Interview

Published: June 15, 2026

Edge computing improves operational responsiveness while reducing dependency on network latency

OMRON’s Sameer Gandhi explains how edge computing enables faster decisions, higher efficiency, and smarter manufacturing.

Sameer Gandhi

‘As industries continue to evolve, edge computing will play a defining role in shaping the future of manufacturing’

Sameer Gandhi, Managing Director, OMRON Automation India.

The manufacturing industry today is undergoing one of the most significant transformations in its history. Driven by the convergence of automation, artificial intelligence, industrial networking, and digital technologies, manufacturers are increasingly moving toward connected, intelligent, and autonomous operations. In this evolving landscape, data has become one of the most valuable operational assets. However, the real value of data lies not merely in its collection, but in how quickly and intelligently it can be transformed into actionable decisions.

This is where edge computing is playing a transformative role.

Traditionally, industrial data was transmitted to centralised servers or cloud platforms for analysis and decision-making. While cloud infrastructure continues to provide immense value for enterprise-level analytics and long-term optimisation, modern manufacturing environments require decisions to be made in milliseconds. Delays caused by data transmission, network dependency, or centralised processing can directly impact productivity, quality, machine safety, and operational continuity.

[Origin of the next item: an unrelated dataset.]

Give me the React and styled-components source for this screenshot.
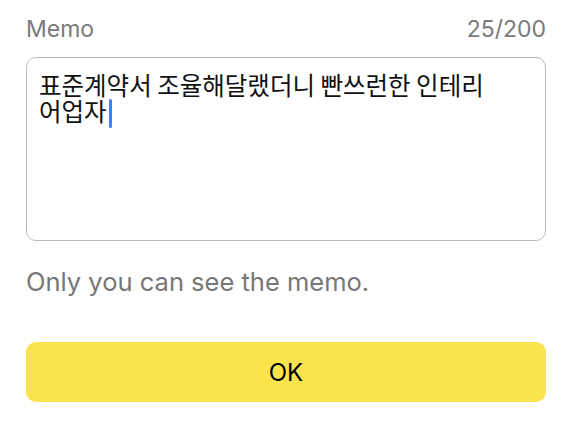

Edge computing addresses this challenge by bringing computing power closer to the source of data generation, at the machine, controller or sensor level. By processing data locally, manufacturers can achieve real-time responsiveness, lower latency, improved operational reliability, and faster decision-making.

At OMRON, we see edge computing as a critical enabler for the future of intelligent manufacturing. As industries move toward autonomous and data-driven production systems, edge intelligence is becoming increasingly important in enabling operational agility, resilience, and sustainable growth.

How is edge computing reshaping real-time decision-making on the shop floor in discrete manufacturing versus continuous monitoring and control in process industries?

Reshaping Real-Time Decision-Making Across Industries: The impact of edge computing differs across manufacturing sectors, but its core value remains the same, enabling faster and smarter decisions closer to operations.

In discrete manufacturing industries such as automotive, electronics, semiconductors, and packaging, production environments are highly dynamic and require precise coordination between robotics, motion systems, machine vision, sensors, and operators. In such environments, even a fraction of a second can influence cycle time, throughput, and product quality.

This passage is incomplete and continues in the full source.